Là où Lacan parle du "manque" comme moteur du désir, l'innovation devient alors une réponse à un vide existentiel qu'elle ne saurait combler. Dans ce monde où le choix et la nouveauté sont sans cesse renouvelés, Gilles Lipovetsky souligne que l'excès d'options peut entraîner une perte de sens, créant ainsi une "ère du vide". L'innovation, sous la pression des investisseurs, se fait parfois au détriment de la durabilité ou de l'authentique satisfaction humaine, mettant en avant la nécessité de s'interroger sur le véritable sens du progrès.
Industrie 4.0 : progrès ou myopie technologique ?
L'Industrie 4.0, en intégrant des technologies comme l'intelligence artificielle, l'Internet des objets (IoT) et l'automatisation avancée, incarne cette dynamique d'une course effrénée vers le progrès. Cette quatrième révolution industrielle promet de transformer les processus de production en les rendant plus efficients et interconnectés. Cependant, elle soulève également des interrogations sur les limites et les conséquences de cette quête incessante d'optimisation et de rapidité.
La possibilité de tout optimiser crée une pression constante pour faire plus et plus vite. Chaque progrès technologique engendre de nouvelles attentes, de nouveaux standards qui rendent rapidement obsolète ce qui semblait encore révolutionnaire la veille. Un cycle sans fin d'insatisfaction potentielle s'installe. Le concept de "myopie technologique" peut alors être évoqué pour décrire cette tendance à se focaliser sur des améliorations à court terme sans considérer les implications à long terme sur les besoins humains fondamentaux.
L'illusion du toujours plus
Byung-Chul Han, dans La Société de la Fatigue, critique l'obsession du « toujours plus » qui alimente une société sans fin de performance et de succès, menant à un épuisement mental et émotionnel. Cette quête d'innovation, initialement libératrice, devient un nouvel asservissement. Le phénomène du "quantified self" en est une illustration : en cherchant à tout mesurer – sommeil, calories, performances – nous sommes pris dans une tyrannie des chiffres. Ce désir d'optimisation, sous couvert de progrès, aliène nos vies en les soumettant à des données qui fixent nos objectifs et guident nos comportements, nous éloignant de notre authenticité.
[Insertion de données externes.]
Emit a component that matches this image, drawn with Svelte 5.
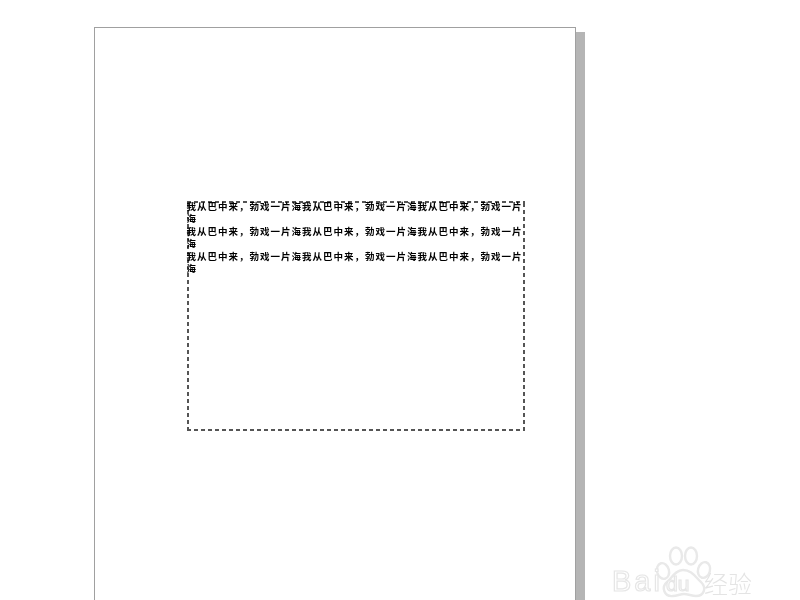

Han décrit ainsi une transition d'une société disciplinaire à une société de la performance, où l'individu, plutôt que la société, impose sur lui-même une contrainte incessante de travail et d'auto-exploitation, transformant la liberté en servitude pour maximiser les résultats de ses actions.

En quête de sens, plutôt que de vitesse
Peut-être est-il temps de réhabiliter une forme de "slow innovation", qui privilégierait la qualité à la quantité, le progrès humain à la performance technologique. Une innovation qui, plutôt que de nourrir notre insatisfaction perpétuelle, nous aiderait à trouver un équilibre entre le désir de toujours mieux et la reconnaissance des richesses déjà à notre disposition.
En fin de compte, la question reste ouverte : sommes-nous condamnés à être insatisfaits par cette quête du "toujours plus" ? Ou pouvons-nous, comme l'écrivait Montaigne, apprendre à accepter nos limites, à trouver dans cette reconnaissance une forme de plénitude, un équilibre fragile mais salutaire entre l'ambition et la modération ?
Paradoxalement, il se pourrait que la vraie innovation réside dans notre capacité à dire « non » à cette pression incessante pour toujours plus. Repenser l'innovation, non comme un objectif en soi, mais comme un outil au service d'une vision sociétale plus large et plus équilibrée, pourrait être le défi des prochaines décennies. Techno-optimistes, certes, mais notre mission exige que nous soyons avant tout techno-humanistes.